From here, those two basically exist as pawns becoming caught up in and, soon enough, attempting to thwart a vast international plot with an ever-increasing number of conspirators involved. The main one pulling the strings is Anya (Nika Savolainen), a Russian spy, mercenary, or private contractor of nefarious schemes and deeds.

She enlists Vasa Jankovic (Sverrir Gudnason), the only surviving son of his Serbian war criminal father (played by Miodrag Stojanovic), to raid the Finish Presidential Palace during the country's Independence Day celebrations, take some VIPs hostage, and demand the release of his father. Max is called in as a negotiator, and Sylvia is already inside the palace, ostensibly serving as the bodyguard for a French general (played by Zijad Gracic) who champions the idea of the Russia-bordering Finland to become a part of NATO. The vast web of conflicting political interests, military history, government-organized disinformation campaigns, and international treaties would probably be fascinating, if either Rantala or Louhimies took even a moment's break from expanding the plot and providing standoffs, chases, and shootouts to consider them.

Instead, the plot unfolds with predictability, although Louhimies' staging of the hostage crisis and the behind-the-scenes arguments of how to solve it does generate some tension (Max, obviously, is the only one who knows all the correct answers, unlike his superiors). An act that feels like bad-taste exploitation—even to someone outside of Finland—sends the plot in a completely different but equally formulaic direction, with a behind-enemy-lines covert/revenge mission.

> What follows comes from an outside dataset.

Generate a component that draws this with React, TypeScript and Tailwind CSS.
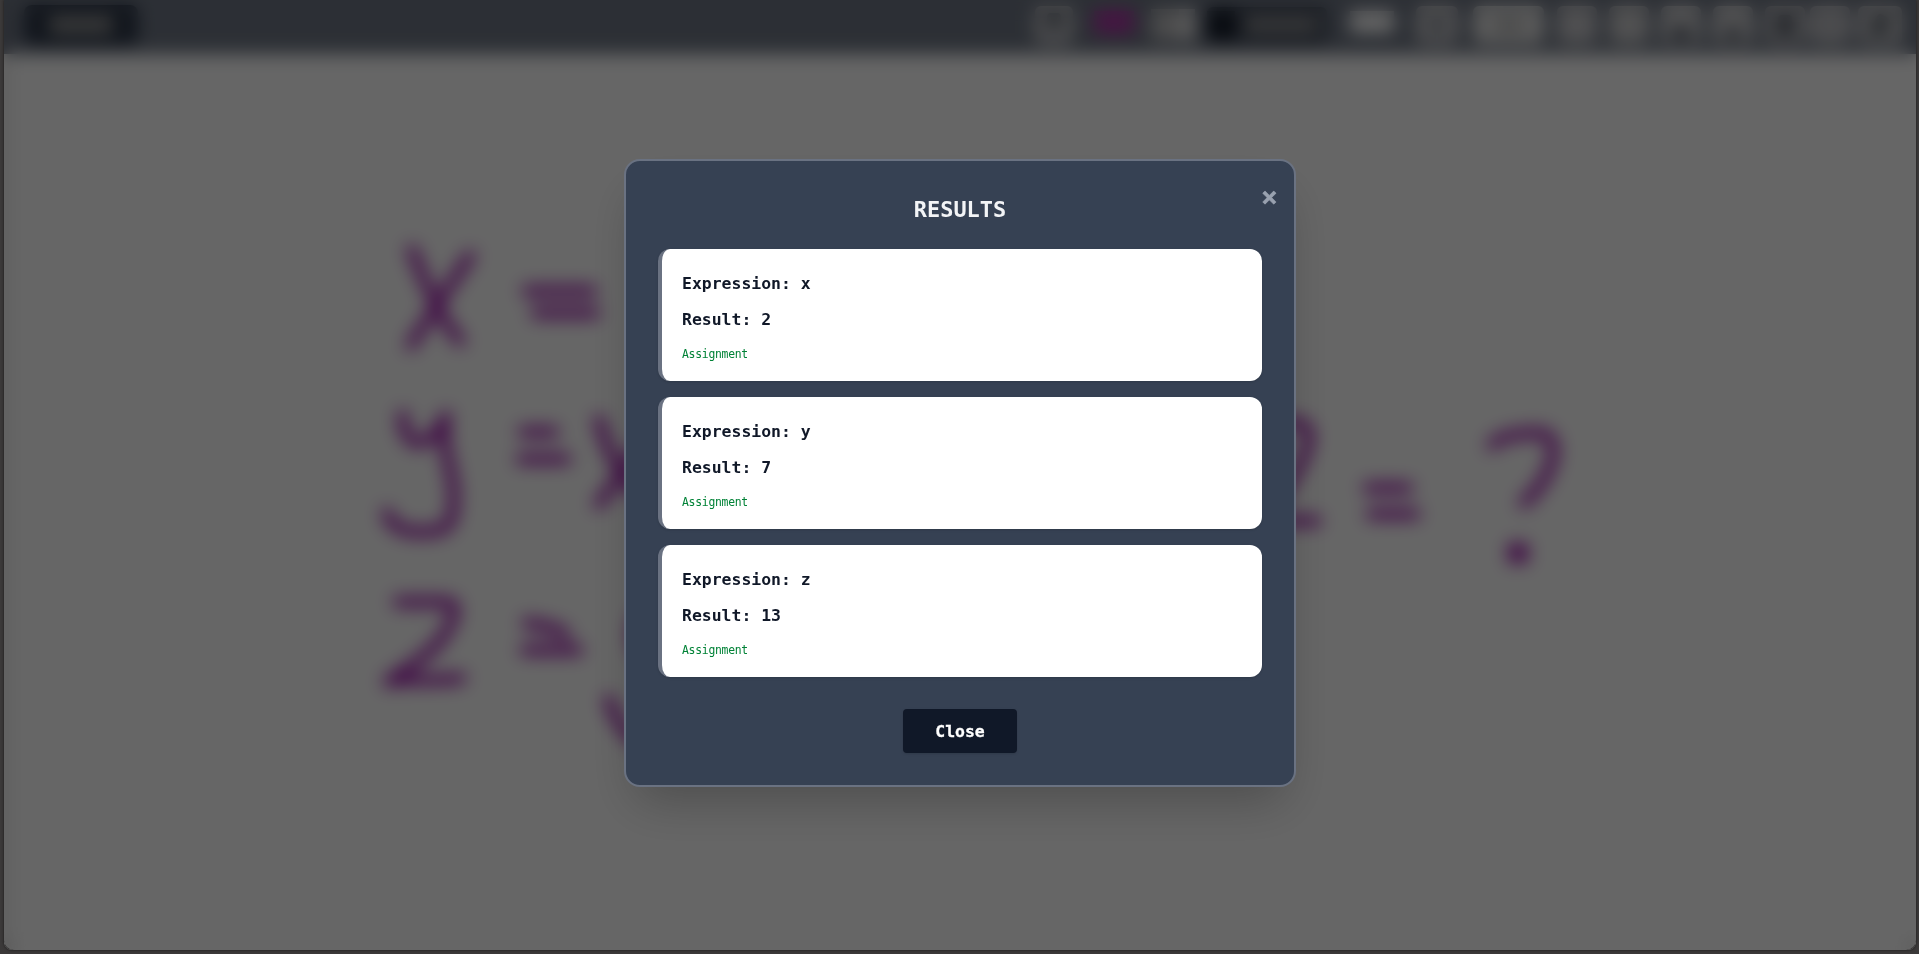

The third act of Attack on Finland gives us yet another villain, answers a couple of questions, has Max offering a particularly awful one-liner (You'll know it, for sure), and leaves so many threads hanging that the existence of this conspiracy comes across as a prelude to a sequel. That might explain why the plot is so impenetrable, but it doesn't account for the movie's unearned—or completely accidental—cynicism and its boring, blank-slate heroes.